The White Paper made it clear that promoting effective competition and protecting the interests of consumers in terms of choice, price, quality of service and value for money will be part of Ofcom's central regulatory objectives.

My only qualification involves what I shall call "the dusty answer", and which I shall use now and on future occasions. The dusty answer is that the sole responsibility of Ofcom, as that is set out in the Bill, is preparation for regulation when the substantive Bill has been enacted. The only function that this Bill will confer on Ofcom is that of preparing itself to take on other functions at a later date. Thank goodness the noble Lord, Lord Peyton, is not here--he cannot explode with rage at that definition! However, that is what the Bill has been about from the very beginning.
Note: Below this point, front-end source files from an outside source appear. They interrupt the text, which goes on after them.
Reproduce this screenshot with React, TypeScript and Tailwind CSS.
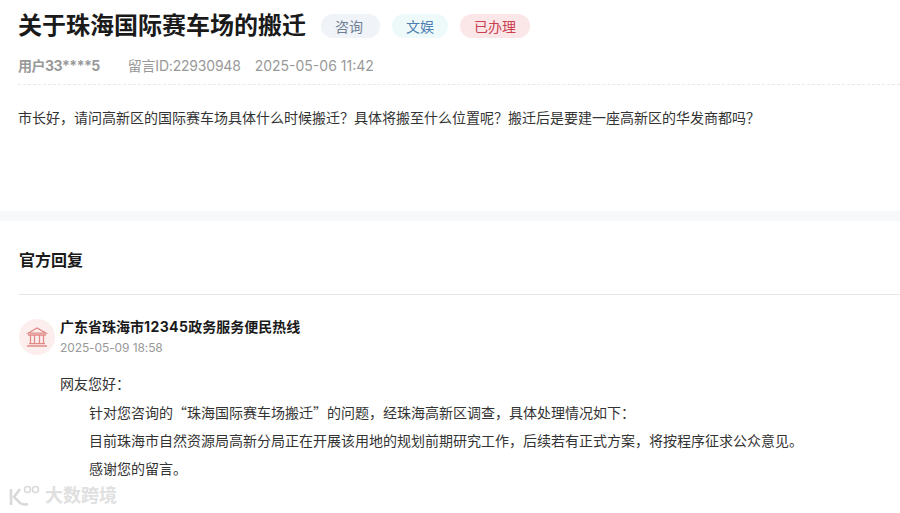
const font = "font-['Inter','Noto_Sans_CJK_SC',sans-serif]";
const cjk = "font-['Noto_Sans_CJK_SC',sans-serif]";

function Tag({ label, className }: { label: string; className: string }) {
  return <span className={`flex h-6 items-center rounded-full text-[14px] ${className}`}>{label}</span>;
}

function BankIcon() {
  return (
    <svg width="22" height="20" viewBox="0 0 22 20" fill="none" stroke="#e08a86" strokeWidth="1.3">
      <path d="M2 6.2 11 1l9 5.2z" />
      <path d="M2 8h18M4.5 8.5v8M8.5 8.5v8M13.5 8.5v8M17.5 8.5v8M3 16.6h16M1 19h20" />
    </svg>
  );
}

function Watermark() {
  return (
    <div className="absolute bottom-[7px] left-[8px] flex items-center gap-[5px]">
      <svg width="32" height="21" viewBox="0 0 32 21" fill="none" stroke="#d9d9d9" strokeWidth="2.6">
        <path d="M3 4v16M12 4 6 12l6 6c3 2 5 2 8 1" />
        <circle cx="19.5" cy="4.5" r="3" strokeWidth="1.5" />
        <circle cx="27.5" cy="4.5" r="3" strokeWidth="1.5" />
      </svg>
      <span className="text-[18px] font-bold leading-none text-[#e0e0e0]">大数跨境</span>
    </div>
  );
}

export default function App() {
  return (
    <div className={`relative h-[513px] w-[900px] overflow-hidden bg-white ${font}`}>
      <div className="pl-[18px] pt-[10px]">
        <div className="flex h-8 items-center">
          <h1 className="text-[24px] font-bold text-[#1a1a1a]">关于珠海国际赛车场的搬迁</h1>
          <div className="ml-[15px] flex gap-3">
            <Tag label="咨询" className="bg-[#f0f3f8] pl-[14px] pr-[17px] text-[#6f7f93]" />
            <Tag label="文娱" className="bg-[#eefafa] px-3.5 text-[#4c7fb0]" />
            <Tag label="已办理" className="bg-[#fbe6e8] px-3.5 text-[#c9404f]" />
          </div>
        </div>
        <div className="mt-[14px] flex h-[18px] items-center text-[14px] text-[#999]">
          <span className="font-bold tracking-[-0.5px]">用户33****5</span>
          <span className="ml-7 tracking-[-0.2px]">留言ID:22930948</span>
          <span className="ml-3.5">2025-05-06 11:42</span>
        </div>
        <div className="mt-[10px] border-t border-dashed border-[#e8e8e8]" />
        <p className="mt-[23px] text-[14px] leading-5 text-[#333]">
          市长好，请问高新区的国际赛车场具体什么时候搬迁？具体将搬至什么位置呢？搬迁后是要建一座高新区的华发商都吗？
        </p>
      </div>
      <div className="mt-[83px] h-[10px] bg-[#f7f8fa]" />
      <div className="pl-[19px]">
        <h2 className="flex h-[74px] items-center border-b border-[#e8e8e8] pt-1 text-[16px] font-bold text-[#1a1a1a]">官方回复</h2>
        <div className="mt-[22px] flex gap-[5px]">
          <div className="mt-[2px] flex h-9 w-9 items-center justify-center rounded-full bg-[#fdeeee]">
            <BankIcon />
          </div>
          <div>
            <div className="text-[14px] font-bold leading-5 text-[#1a1a1a]">
              广东省珠海市<span className="tracking-[0.4px]">12345</span>政务服务便民热线
            </div>
            <div className="mt-px text-[12px] leading-5 tracking-[-0.1px] text-[#999]">2025-05-09 18:58</div>
            <div className="mt-[12px] text-[14px] leading-7 text-[#333]">
              <p>网友您好：</p>
              <div className="pl-[29px]">
                <p>
                  针对您咨询的<span className={cjk}>“</span>珠海国际赛车场搬迁<span className={cjk}>”</span>的问题，经珠海高新区调查，具体处理情况如下：
                </p>
                <p>目前珠海市自然资源局高新分局正在开展该用地的规划前期研究工作，后续若有正式方案，将按程序征求公众意见。</p>
                <p>感谢您的留言。</p>
              </div>
            </div>
          </div>
        </div>
      </div>
      <Watermark />
    </div>
  );
}
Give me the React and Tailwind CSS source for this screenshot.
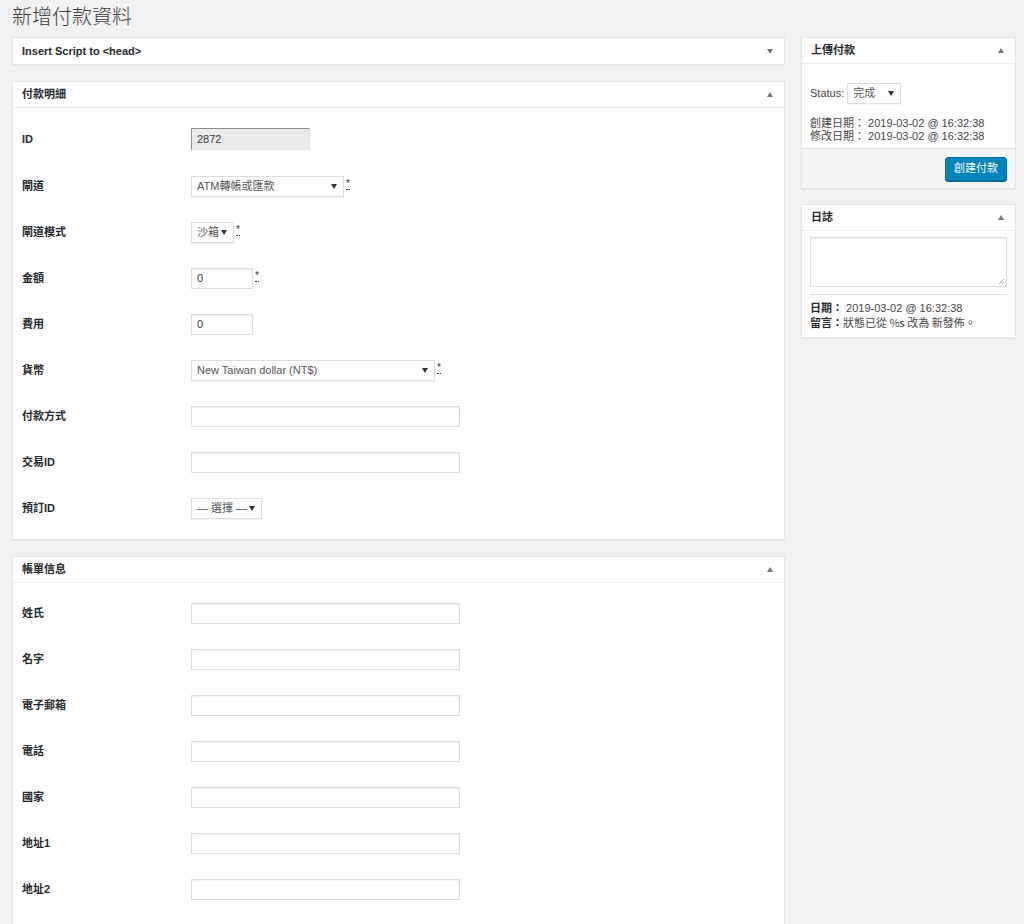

The truth is that Ofcom will not exercise any regulatory functions at this stage, and it will not be in a position to ensure competition or to protect consumers--desirable as those aims will be--when it is carrying out regulation.

The noble Baroness raised a couple of specific points, the first of which was about emergency services and entertainment services being fed down telephone lines. Those matters will be covered broadly to the same extent as is done under the existing system. The detail of the way in which that should be done will be in the main Bill--that has been the procedure in relation to many other matters.

The noble Baroness asked about ICSTIS. I may have to write to her on that point but I assure her, from personal experience, that ICSTIS is having discussions with the existing regulators, although that is not covered by the Bill. Nothing is being done without consultation with it, when that is appropriate.

I have given, I am afraid, a dusty answer about the amendment's effect and relevance. However, in view of the fact that we have a great deal of sympathy about its objectives, I hope that the noble Baroness will not press it.